Job hunters throughout the United States have cited that their biggest sore point in the job hunt is dealing with inept recruiters. Who can blame them? Recruiters typically repost the job ads that the hiring companies post on their corporate sites then only do the bare minimum to screen and prepare candidates. It has been my personal experience in recent

years that, if a recruiter does more than give you a vague description of the job and ask you to tailor your resume to include certain buzzwords, you have yourself a keeper. The general approach seems to be this: collect as many close fits as possible, herd them together, sell the hype, and hope that the candidates can do the rest of the work for you.

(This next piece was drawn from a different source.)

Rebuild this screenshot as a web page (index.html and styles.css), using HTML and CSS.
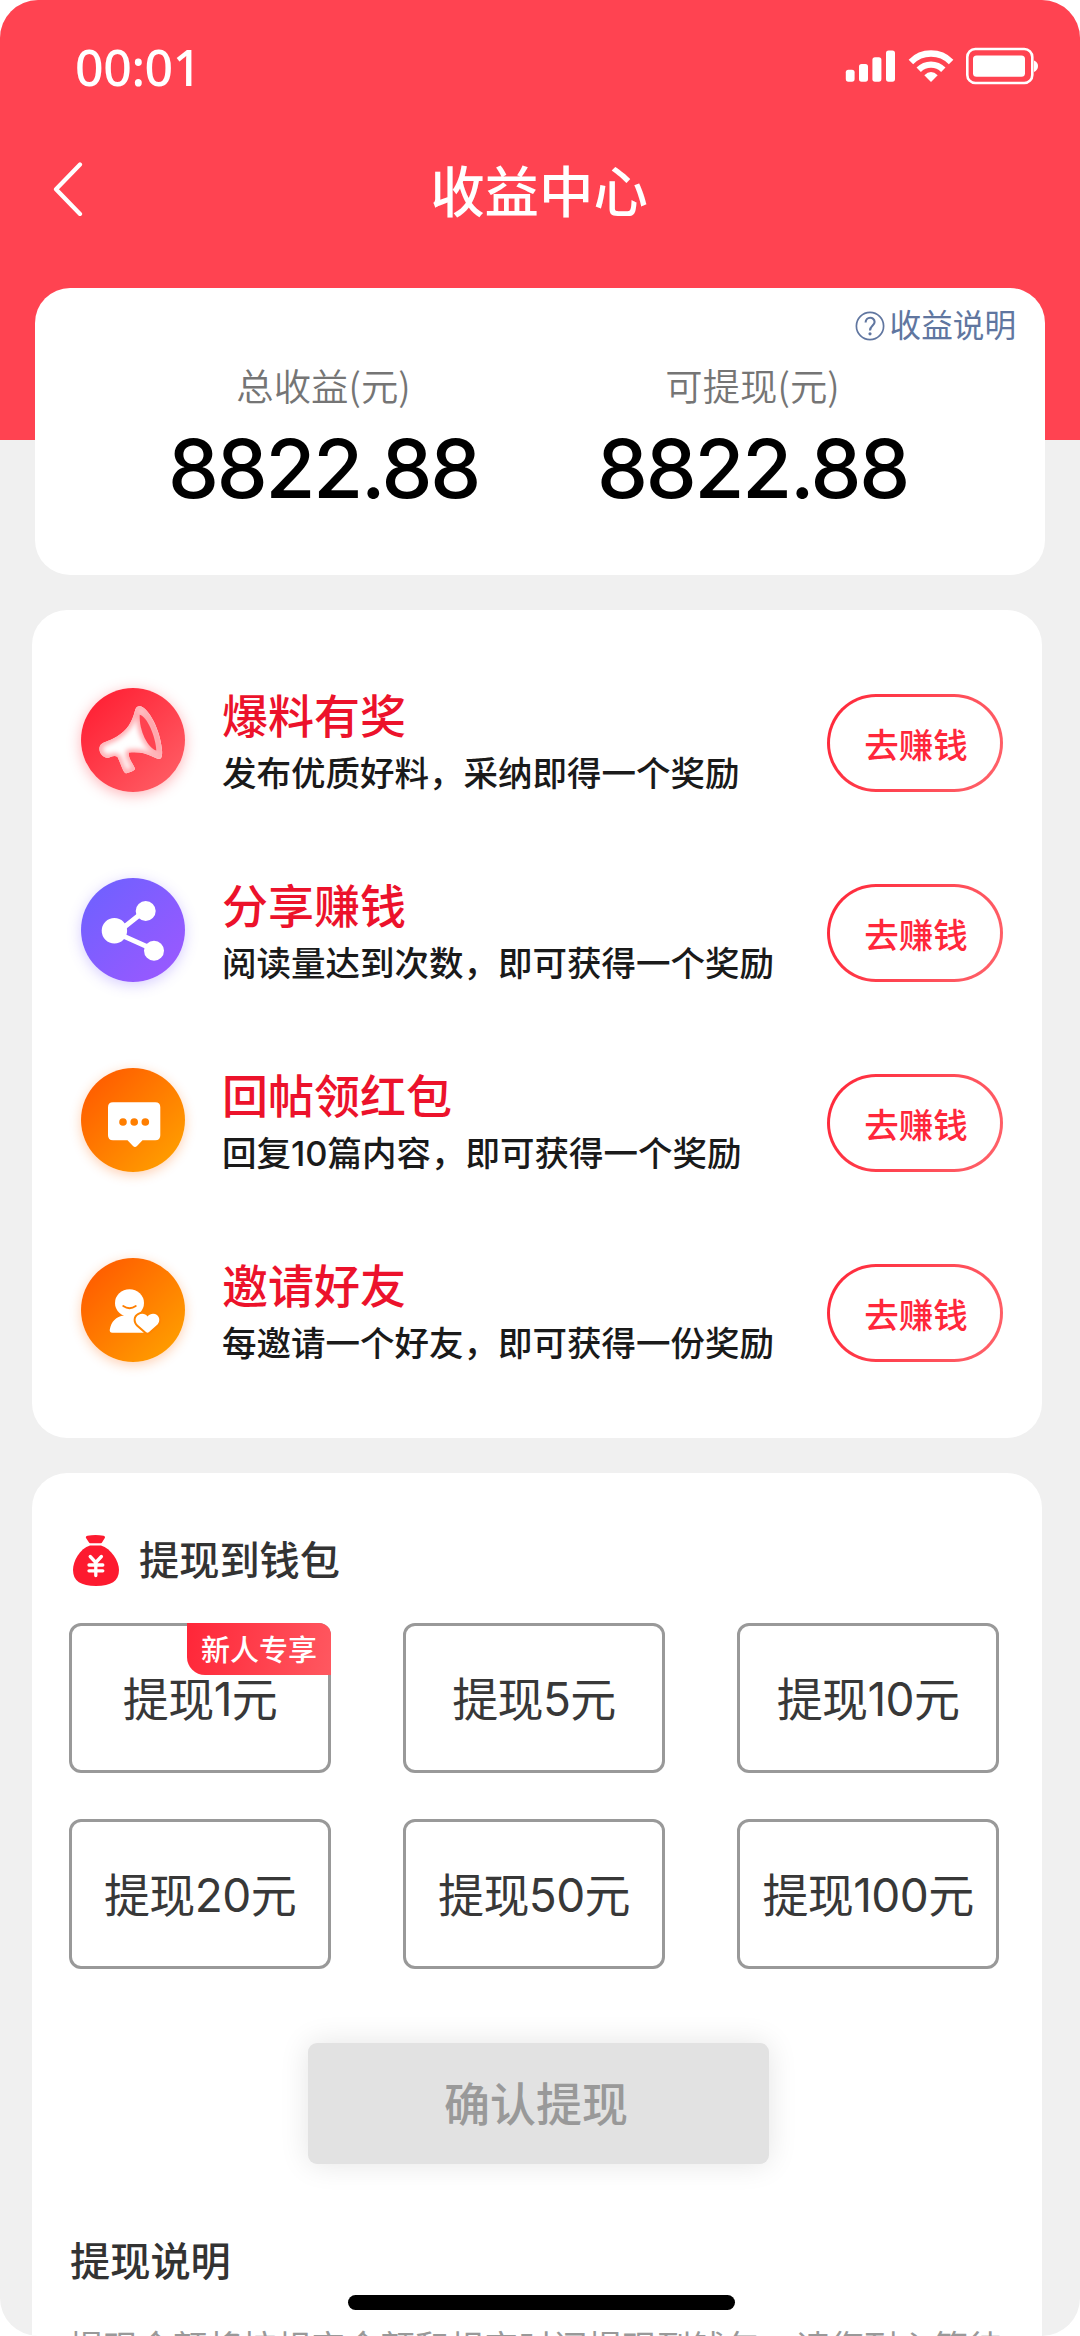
FILE: index.html
```html
<!DOCTYPE html>
<html lang="zh-CN">
<head>
<meta charset="utf-8">
<title>收益中心</title>
<link rel="stylesheet" href="styles.css">
</head>
<body>
<div class="phone">
  <header class="header">
    <div class="status">
      <span class="time">00:01</span>
      <svg class="status-icons" width="194" height="38" viewBox="0 0 194 38" fill="#fff">
        <rect x="0.8" y="22.7" width="8.8" height="12" rx="2.6"/>
        <rect x="14" y="17" width="9" height="17.7" rx="2.6"/>
        <rect x="27.4" y="10.2" width="9" height="24.5" rx="2.6"/>
        <rect x="41" y="3.5" width="9" height="31.2" rx="2.6"/>
        <g transform="translate(64 3)">
          <path d="M1.9 11.9A28.4 28.4 0 0 1 42.1 11.9" fill="none" stroke="#fff" stroke-width="6.4"/>
          <path d="M9.7 19.7A17.4 17.4 0 0 1 34.3 19.7" fill="none" stroke="#fff" stroke-width="6.2"/>
          <path d="M22 32L15.3 25.2Q22 18.6 28.7 25.2Z"/>
        </g>
        <rect x="122.3" y="2" width="65" height="34" rx="8" fill="none" stroke="#fff" stroke-width="2.6"/>
        <rect x="128" y="8.4" width="52" height="21.4" rx="3.6"/>
        <path d="M189 13.4Q193 15 193 19T189 25Z"/>
      </svg>
    </div>
    <nav class="nav">
      <svg class="back" width="30" height="54" viewBox="0 0 30 54" fill="none" stroke="#fff" stroke-width="4.2" stroke-linecap="round" stroke-linejoin="round"><path d="M27 2.5L3 27.3L27 52"/></svg>
      <h1 class="title">收益中心</h1>
    </nav>
  </header>

  <section class="card summary">
    <a class="help">
      <svg width="30" height="30" viewBox="0 0 30 30" fill="none" stroke="#6076a0" stroke-width="1.7"><circle cx="15" cy="15" r="13.6"/><path d="M10.6 11.6C10.6 5.2 19.6 5.4 19.6 11C19.6 14.6 15 14.4 15 19.6" stroke-width="2.1"/><circle cx="15" cy="22.8" r="1.6" fill="#6076a0" stroke="none"/></svg>
      <span>收益说明</span>
    </a>
    <div class="totals">
      <div class="total"><div class="total-label">总收益(元)</div><div class="total-value">8822.88</div></div>
      <div class="total"><div class="total-label">可提现(元)</div><div class="total-value">8822.88</div></div>
    </div>
  </section>

  <section class="card tasks">
    <div class="task">
      <svg class="task-icon red" viewBox="0 0 104 104">
        <defs>
          <clipPath id="horn"><path d="M59.5 18.3C67 20 79 40 81 62C81.4 67 81 70.5 78.3 71C74 71 66 62.5 48 64.5C46.5 68 50.5 73.5 54 80.5C54.5 82.5 47 85 44.7 85.3C42 84.5 39 73.5 36.5 69C33 66.5 30 69.5 26.5 70C20 69 17 62 19 58C21 53.5 27 54 36 48.5C46 42 51 35 54.3 21.5C55.5 18.5 57 17.8 59.5 18.3Z"/></clipPath>
          <filter id="soft"><feGaussianBlur stdDeviation="2.4"/></filter>
        </defs>
        <g clip-path="url(#horn)">
          <rect width="104" height="104" fill="#fff"/>
          <g filter="url(#soft)" fill="none" stroke="#ffa5aa" stroke-width="6">
            <path d="M59.5 18.3C67 20 79 40 81 62C81.4 67 81 70.5 78.3 71C74 71 66 62.5 48 64.5C46.5 68 50.5 73.5 54 80.5C54.5 82.5 47 85 44.7 85.3C42 84.5 39 73.5 36.5 69C33 66.5 30 69.5 26.5 70C20 69 17 62 19 58C21 53.5 27 54 36 48.5C46 42 51 35 54.3 21.5C55.5 18.5 57 17.8 59.5 18.3Z"/>
            <path d="M58.700 26.800C66 28.500 74.500 48 75.300 62.500C67 60.500 58 43 58.700 26.800Z"/>
          </g>
        </g>
        <path d="M58.700 26.800C66 28.500 74.500 48 75.300 62.500C67 60.500 58 43 58.700 26.800Z" fill="#ff4350"/>
      </svg>
      <div class="task-body"><h2 class="task-title">爆料有奖</h2><p class="task-desc">发布优质好料，采纳即得一个奖励</p></div>
      <button class="earn">去赚钱</button>
    </div>
    <div class="task">
      <svg class="task-icon violet" viewBox="0 0 104 104" fill="#fff">
        <path d="M64.7 33L33.3 58M33.3 55L73 72.7" transform="translate(0 -1)" stroke="#fff" stroke-width="5"/>
        <circle cx="33.4" cy="52.7" r="12.7"/><circle cx="64.7" cy="33" r="10"/><circle cx="73" cy="72.7" r="10"/>
      </svg>
      <div class="task-body"><h2 class="task-title">分享赚钱</h2><p class="task-desc">阅读量达到次数，即可获得一个奖励</p></div>
      <button class="earn">去赚钱</button>
    </div>
    <div class="task">
      <svg class="task-icon orange" viewBox="0 0 104 104">
        <path fill="#fff" d="M32 34.3H74.3Q79.3 34.3 79.3 39.3V67.3Q79.3 72.3 74.3 72.3H61.5L56 78Q54 80 52 78L46.5 72.3H32Q27 72.3 27 67.3V39.3Q27 34.3 32 34.3Z"/>
        <g fill="#ff7e00"><circle cx="42" cy="54" r="3.8"/><circle cx="53.2" cy="54" r="3.8"/><circle cx="64.3" cy="54" r="3.8"/></g>
      </svg>
      <div class="task-body"><h2 class="task-title">回帖领红包</h2><p class="task-desc">回复10篇内容，即可获得一个奖励</p></div>
      <button class="earn">去赚钱</button>
    </div>
    <div class="task">
      <svg class="task-icon orange" viewBox="0 0 104 104">
        <ellipse cx="48.5" cy="45" rx="14.5" ry="13.7" fill="#fff"/>
        <path d="M41 53H54V60L63 74.7H31.5C29 74.7 28.5 73.5 28.8 71.5C30.3 63.5 35 58.5 43 57.5Z" fill="#fff"/>
        <path d="M42.2 48Q48.5 52.5 54.8 48" fill="none" stroke="#ff7e00" stroke-width="1.8" stroke-linecap="round"/>
        <path d="M66.5 58.5C69 55.5 73 55 76 57C79.5 60 78.5 64 76.5 66.5L68 74Q66.5 75.3 65 74L57 67C53.5 63.500 54 59 57.5 57C60.5 55 64.5 55.5 66.5 58.5Z" fill="#fff" stroke="#ff8500" stroke-width="4" paint-order="stroke"/>
      </svg>
      <div class="task-body"><h2 class="task-title">邀请好友</h2><p class="task-desc">每邀请一个好友，即可获得一份奖励</p></div>
      <button class="earn">去赚钱</button>
    </div>
  </section>

  <section class="card wallet">
    <div class="wallet-head">
      <svg width="46" height="52" viewBox="0 0 46 52" fill="#fd1a2f">
        <path d="M14.5 0.8Q22.5 -0.6 30.5 0.8Q32.5 1.3 31.8 3L29 7.5Q28.700 8.2 28 8.2H17Q16.3 8.2 16 7.5L13 3Q12.3 1.3 14.5 0.8Z"/>
        <path d="M17 10.5H28C38 13.5 46 26 46 35C46 46 38 51 23 51S0 46 0 35C0 26 7 13.5 17 10.5Z"/>
        <path d="M17.2 21.5L22.8 27.5L28.4 21.5M22.8 27.5V40.5M16 30H29.8M16 35.8H29.8" fill="none" stroke="#fff" stroke-width="3.3" stroke-linecap="round" stroke-linejoin="round"/>
      </svg>
      <h2 class="section-title">提现到钱包</h2>
    </div>
    <div class="amounts">
      <div class="amount">提现1元<span class="badge">新人专享</span></div>
      <div class="amount">提现5元</div>
      <div class="amount">提现10元</div>
      <div class="amount">提现20元</div>
      <div class="amount">提现50元</div>
      <div class="amount">提现100元</div>
    </div>
    <button class="confirm">确认提现</button>
    <h2 class="section-title note-title">提现说明</h2>
    <p class="note">提现金额将按规定金额和规定时间提现到钱包，请您耐心等待</p>
  </section>
  <div class="home-bar"></div>
</div>
</body>
</html>
```
FILE: styles.css
```css
* { box-sizing: border-box; margin: 0; padding: 0; }

body {
  width: 1080px;
  height: 2336px;
  overflow: hidden;
  background: #fff;
  font-family: Inter, "Noto Sans CJK SC", sans-serif;
}

button { border: 0; font-family: inherit; }
svg { display: block; flex: none; }

.phone {
  position: relative;
  height: 2336px;
  overflow: hidden;
  border-radius: 38px;
  background: #f0f0f0;
}

.header { height: 440px; background: #ff4351; color: #fff; }

.status {
  display: flex;
  justify-content: space-between;
  align-items: center;
  height: 132px;
  padding: 0 41px 0 75px;
}
.time { font: 500 50px/60px "Noto Sans", sans-serif; letter-spacing: -0.4px; padding-top: 1px; }

.nav {
  display: grid;
  grid-template-columns: 1fr auto 1fr;
  align-items: center;
  height: 114px;
  padding: 0 55px 0 53px;
}
.title { font-size: 54.4px; font-weight: 500; line-height: 80px; padding-top: 5px; }

.card { border-radius: 35px; background: #fff; }

.summary {
  height: 287px;
  margin: -152px 35px 0;
  padding: 18px 29px 0 0;
}
.help {
  display: flex;
  justify-content: flex-end;
  align-items: center;
  gap: 5px;
  height: 39px;
  color: #6076a0;
  font-size: 31.6px;
  line-height: 39px;
}
.totals {
  display: grid;
  grid-template-columns: 429px 429px;
  padding-left: 74px;
  text-align: center;
}
.total-label {
  padding-top: 15px;
  color: #757575;
  font: 350 37.4px/50px "Noto Sans CJK SC", sans-serif;
}
.total-value {
  color: #000;
  font-size: 81px;
  font-weight: 500;
  line-height: 90px;
  padding-top: 14px;
  letter-spacing: -2.2px;
}

.tasks {
  display: flex;
  flex-direction: column;
  gap: 70px;
  height: 828px;
  margin: 35px 38px 0 32px;
  padding: 69px 39px 0 49px;
}
.task { display: flex; height: 120px; }
.task-icon { width: 104px; height: 104px; margin-top: 9px; border-radius: 50%; }
.red { background: linear-gradient(135deg, #ff2437 15%, #ff5a62 88%); box-shadow: 0 3px 14px rgba(255, 70, 80, 0.4); }
.violet { background: linear-gradient(135deg, #7360ff 15%, #9859ff 88%); box-shadow: 0 3px 14px rgba(120, 90, 255, 0.3); }
.orange { background: linear-gradient(135deg, #ff6000 15%, #ff9c00 88%); box-shadow: 0 3px 12px rgba(255, 110, 20, 0.32); }

.task-body { flex: 1; padding: 9px 0 0 37px; }
.task-title { color: #ec122b; font-size: 46px; font-weight: 500; line-height: 56px; }
.task-desc { color: #1a1a1a; font-size: 34.5px; font-weight: 500; line-height: 40px; padding-top: 10px; white-space: nowrap; }

.earn {
  width: 176px;
  height: 98px;
  margin-top: 15px;
  padding: 0 0 1px 2px;
  border: 3px solid transparent;
  border-radius: 49px;
  background: linear-gradient(#fff, #fff) padding-box, linear-gradient(110deg, #ff2638, #ff646b) border-box;
  color: #ff273a;
  font-size: 34.5px;
  font-weight: 500;
}

.wallet {
  height: 900px;
  margin: 35px 38px 0 32px;
  padding: 57px 39px 0 37px;
}
.wallet-head { display: flex; align-items: center; gap: 20px; height: 58px; padding: 3px 0 0 4px; }
.section-title { color: #333; font-size: 40.2px; font-weight: 500; line-height: 50px; }

.amounts {
  display: grid;
  grid-template-columns: repeat(3, 262px);
  grid-auto-rows: 150px;
  gap: 46px 72px;
  margin-top: 35px;
}
.amount {
  position: relative;
  display: flex;
  justify-content: center;
  align-items: center;
  padding: 0 0 4px 0;
  border: 3px solid #999;
  border-radius: 12px;
  color: #383838;
  font-size: 46px;
  letter-spacing: -0.6px;
}
.badge {
  position: absolute;
  top: -3px;
  right: -3px;
  width: 144px;
  height: 52px;
  border-radius: 0 12px 0 18px;
  background: linear-gradient(100deg, #ff2638, #ff5860);
  color: #fff;
  font-size: 29px;
  font-weight: 500;
  letter-spacing: 0;
  line-height: 55px;
  text-align: center;
}

.confirm {
  display: block;
  width: 461px;
  height: 121px;
  margin: 74px auto 0 239px;
  padding: 0 5px 6px 0;
  border-radius: 9px;
  background: #e2e2e2;
  box-shadow: 0 0 30px rgba(0, 0, 0, 0.11);
  color: #999;
  font-size: 46px;
  font-weight: 500;
}
.note-title { margin-top: 73px; padding-left: 1px; }
.note { margin-top: 34px; color: #999; font-size: 34.6px; line-height: 52px; white-space: nowrap; }

.home-bar {
  position: absolute;
  left: 348px;
  bottom: 26px;
  width: 387px;
  height: 15px;
  border-radius: 8px;
  background: #000;
}
```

The reality is that recruiters are suffering along with job seekers. Job market saturation is arguably the byproduct of overseas outsourcing, widespread “right-sizing”, 1990’s dot-com collapses, and, of course, 9/11. Our economy has taken a hard hit and, as more and more fresh college graduates enter the workforce, it is not getting any easier, even for the most seasoned veterans in their fields. Recruiters are dealing with easily three or four times the workload that was expected in the “golden age” of the mid-90’s. There is also far more competition from other staffing and recruiting firms. The Recruiting Animal blog cites that the typical recruiter handles anywhere from 26-30 projects at a time on average, which is definitely more than recruiters experienced even 5 years ago. It’s no wonder recruiters are spending less time preparing and qualifying their candidates!